Date: 4/1/21 11:34 am
From: Lars Norgren <larspernorgren...>
Subject: [obol] Leucistic semantics
Wayne speculates on alternative vocabulary for shades of leucism in other
modern languages. The short answer is that every ornithologist worthy of
the title publishes in English, regardless of mother tongue or classroom
lingua of their alma mater. In many small countries it is standard to write
final exams in English . After all, 90% of the syllabus is English.
Various folks may bemoan the elevation of English to lingua franca in
Academia, but is Latin preferable? That was the only option on most
European campuses not long ago.
Hence the problematic English "albino" , a very mild adaptation of
the original Latin. Nuance has been created by adaptation of the Greek
synonym "leukos", alien enough to non-native speakers to take on a very
narrow meaning in English. I once owned a British field guide that
illustrated "albino","melanistic"(more Greek),"flavistic", "and
"erythristic". The last perhaps describes orange cats? The field guide used
a single species of songbird to illustrate the concept, perhaps a
Chaffinch. But l wonder if all of the above conditions have been documented
in a single species. It's far more likely to occur under domestication
through that age old form of genetic modification, selective breeding.

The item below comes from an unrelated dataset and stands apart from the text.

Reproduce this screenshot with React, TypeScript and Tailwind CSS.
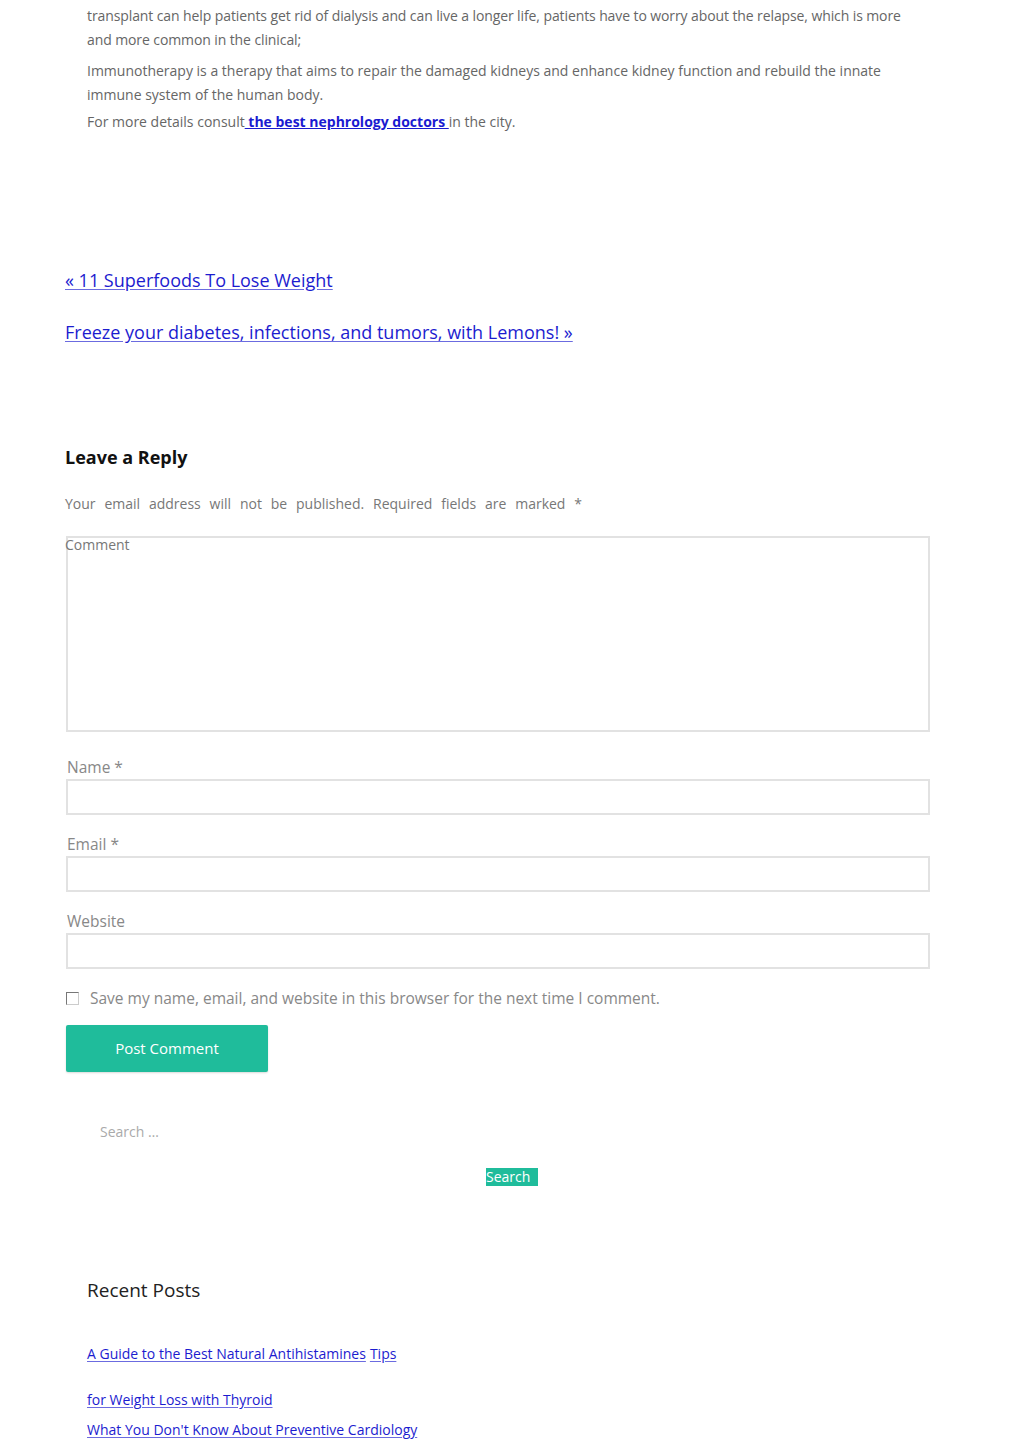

There are those blond/tawny tweeners, not remotely white but far from
normal. I've seen more than one such Cackling Goose. I presume "flavism"
results from an excess of yellow pigment. Or could it be the absence of
another pigment that masks the yellow? Sometimes this condition might be
confused in the field with a mild case of leucism. We think of "canary" as
a color, and hence the cage bird's name. But it is rather roundabout. The
Canary Islands are so named for the thousands of feral dogs that roamed
their slopes. The Latin "canus" you know? Our best friend. An endemic finch
, perhaps a subspecies of Chaffinch, became a popular export of the islands
once the dogs were dealt with. I'm pretty sure the pure, bright yellow
birds we associate with coal mines are the result of selective breeding.
In a barely connected note, l have yet to hear an Orange-crowned
Warbler and find their absence on Obol and eBird conspicuous.